Cabrillo National Monument
This monument was designated as a California Historical Landmark in 1932 and listed on the National Register of Historic Places in 1966. The visitor’s center has a wonderful Age of Exploration exhibit about Cabrillo’s excursion, detailing the voyage, ships, and the Native American people that Cabrillo encountered. Three excellent films continuously play in the museum’s auditorium, In Search of Cabrillo, On the Edge of Land and Sea, and First Breath: Gray Whales. We watched all of them, and they were educational and compelling.
Also on site is a heroic statue of Cabrillo. The figure stands against a background with a panoramic view of San Diego’s harbor and skyline, and the expanse of the Pacific Ocean. The Portuguese government commissioned the original statue, which was made by sculptor Alvaro de Bree in sandstone in 1939. Unfortunately, the statue was stored for a few years and then suffered severe weathering as it stood exposed to the elements. A replica made of limestone replaced the sandstone figure in 1988.
The Rocky Intertidal Zone
The park where the Cabrillo National Monument sits is also home to one of the most thriving and diverse animal communities - the rocky intertidal zone, where marine plants and animals live. The word intertidal refers to the unique ecosystem existing between the high and low tides along the shore. Tidepools are depressions where water becomes trapped during low tides.
Species that live in the tidepools are coralline algae, chitons, limpets, barnacles, mussels, hermit shore crabs, spongy dead man’s fingers, bat stars, surf grass, and sea hare, among others. This marine habitat is open to the public, with the recommendation that visitors explore and experience, but walk gently and not handle or remove anything.
A variety of shells species also reside in the intertidal zone. Among the species are the wavy turban snail (Turbo fluctuosus), a sea snail with an ovate-conic shape, and conic spire in light olive-green to brown and white colors. Also in residence is the chestnut cowrie (Neobernaya spadicea), a highly glossy shell with caramel color and a dark border, and chitons that are marine mollusks with a shell composed of eight separate plates.
Old Point Loma Lighthouse & the Shell Art Treasures
The fascinating shell art treasures referenced at the beginning of the article were almost hidden away inside the assistant keeper’s quarters of the old Point Loma Lighthouse. The lighthouse is one of the earliest U.S. Government lighthouses on the Pacific Coast. Built in 1854, it is now part of Cabrillo National Monument. The main lighthouse building with a protruding tower from the center houses the keeper’s dwelling and the lighthouse system, the 1822-invented Fresnel lens. That ingenious system of glass prisms and bull’s eye lenses collects light rays and forms them into a single powerful beam.
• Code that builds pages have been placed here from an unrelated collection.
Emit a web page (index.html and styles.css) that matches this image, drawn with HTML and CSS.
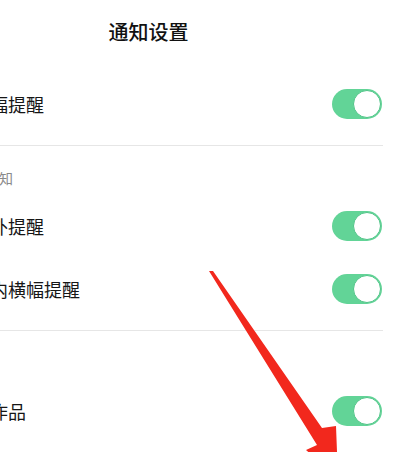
FILE: index.html
```html
<!DOCTYPE html>
<html lang="zh-CN">
<head>
<meta charset="utf-8">
<title>通知设置</title>
<link rel="stylesheet" href="styles.css">
</head>
<body>
<div class="page">
  <header class="topbar"><h1 class="title">通知设置</h1></header>
  <div class="list">
    <section class="group first">
      <div class="row"><span class="label">横幅提醒</span><span class="switch on"></span></div>
    </section>
    <div class="divider"></div>
    <section class="group">
      <div class="group-title">推送通知</div>
      <div class="row"><span class="label">应用外提醒</span><span class="switch on"></span></div>
      <div class="row"><span class="label">应用内横幅提醒</span><span class="switch on"></span></div>
    </section>
    <div class="divider"></div>
    <section class="group">
      <div class="group-title">作品</div>
      <div class="row"><span class="label">好友作品</span><span class="switch on"></span></div>
    </section>
  </div>
  <svg class="arrow" width="394" height="452" viewBox="0 0 394 452" aria-hidden="true">
    <polygon points="209,271 213,271 322,428 336,426 338,478 306,450 317,445" fill="#f2281d"/>
  </svg>
</div>
</body>
</html>
```

FILE: styles.css
```css
html, body {
  margin: 0;
  padding: 0;
  background: #ffffff;
}
body {
  width: 394px;
  height: 452px;
  overflow: hidden;
  font-family: "Noto Sans CJK SC", "Noto Sans", sans-serif;
  color: #161616;
}
.page {
  position: relative;
  width: 394px;
  height: 452px;
  overflow: hidden;
}
.topbar {
  height: 64px;
  width: 297px;
  display: flex;
  align-items: center;
  justify-content: center;
}
.title {
  margin: 0;
  font-size: 20px;
  font-weight: 500;
  line-height: 28px;
  color: #111111;
}
.list {
  margin-left: -46px;
  margin-right: 11px;
}
.group.first {
  padding-top: 8px;
}
.group.first .row {
  padding-left: 18px;
}
.row {
  height: 63px;
  display: flex;
  align-items: center;
  justify-content: space-between;
}
.label {
  font-size: 18px;
  line-height: 24px;
  white-space: nowrap;
}
.group-title {
  font-size: 14px;
  line-height: 20px;
  color: #8a8a8a;
  padding-top: 22px;
  padding-bottom: 6px;
  padding-left: 3px;
  white-space: nowrap;
}
.divider {
  height: 1px;
  background: #e6e6e6;
  margin-top: 10px;
}
.switch {
  position: relative;
  width: 50px;
  height: 30px;
  border-radius: 15px;
  background: #62d497;
  flex: none;
  margin-right: 1px;
}
.switch::after {
  content: "";
  position: absolute;
  right: 1px;
  top: 1px;
  width: 26px;
  height: 26px;
  border-radius: 50%;
  background: #ffffff;
  border: 1px solid #4fc487;
}
.arrow {
  position: absolute;
  left: 0;
  top: 0;
}
```
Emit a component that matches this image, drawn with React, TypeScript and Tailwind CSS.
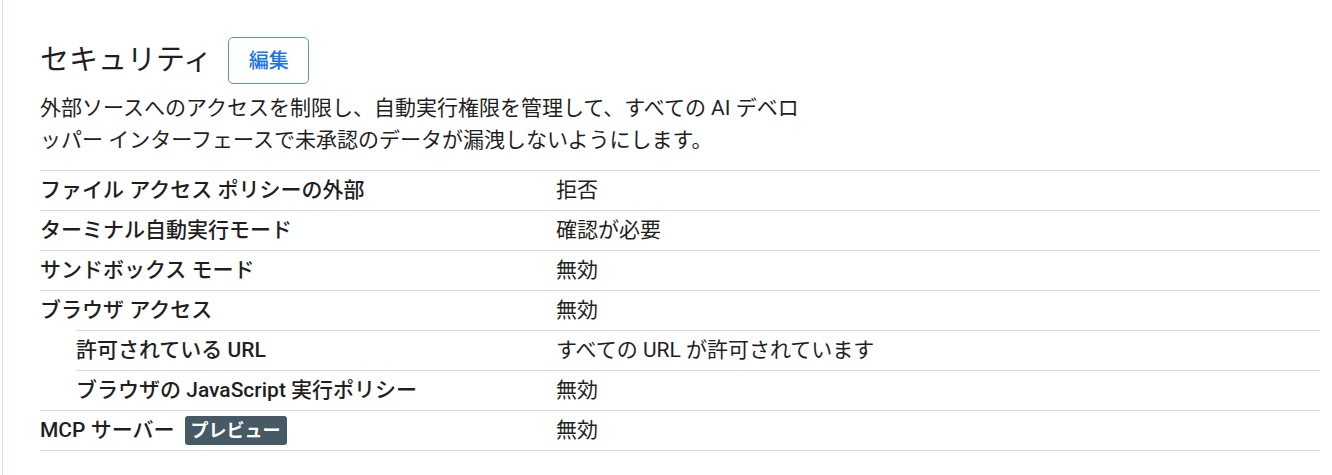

The lighthouse keepers’ duties were to keep the oil lamp burning from sunset to sunrise, clean the lenses, attend to maintenance, and conduct any necessary repairs. The work was continuous, besides living isolated. The last lighthouse keeper was Robert D. Israel, along with his wife, Maria. They lived at the lighthouse for almost 20 years, from 1871 to 1891, raising their family. Maria’s family was one of the earliest settlers of San Diego. Maria raised their sons, and for three years, she also served as assistant keeper (The Old Point Loma Lighthouse, 2007, Cabrillo National Monument Foundation).
During her free time, Maria Isreal created beautiful and intricate floral designs with a treasured wealth of shells that her children collected from the tidepool area. Many of the shells were chitons, wavy turban snails, chestnut cowrie, and broken abalone shells. She made her charming creations and set them into wooden frames. Two of these elaborate artworks hang on the wall of the parlor in the assistant keeper’s house. The large oval artwork is above the fireplace mantel and the other on a wall. Maria also used her husband’s small paintings as centerpieces and surrounded them with her shell artwork. Also on the mantel are small jewelry-style wooden boxes decorated with shells. She sometimes sold her pieces to lighthouse visitors.
Unfortunately, the room is closed off with a rope, so visitors can only stand at the
doorstep without being able to get close to these shell art pieces. Thankfully I read about them in the park’s brochure and went searching for them. Had I not, I would probably not have noticed them, and they are a product of time, patience, and creativity woven together with nature’s shell treasures.
First pieces of shell art, or shellwork as it is often referred to, appeared in the 17th century on boxes and caskets, and by the 18th century and the 19th-century Victorian era, shellwork became a popular craft.
Today, many artists, especially those living close to the ocean, create beautiful shell art. Some shells are left in their natural colors, while others are brightly painted. Many of these artworks are individual shells painted decoratively, while others are ornate, complex pieces, with an assortment of shells and rocks assembled in creative designs.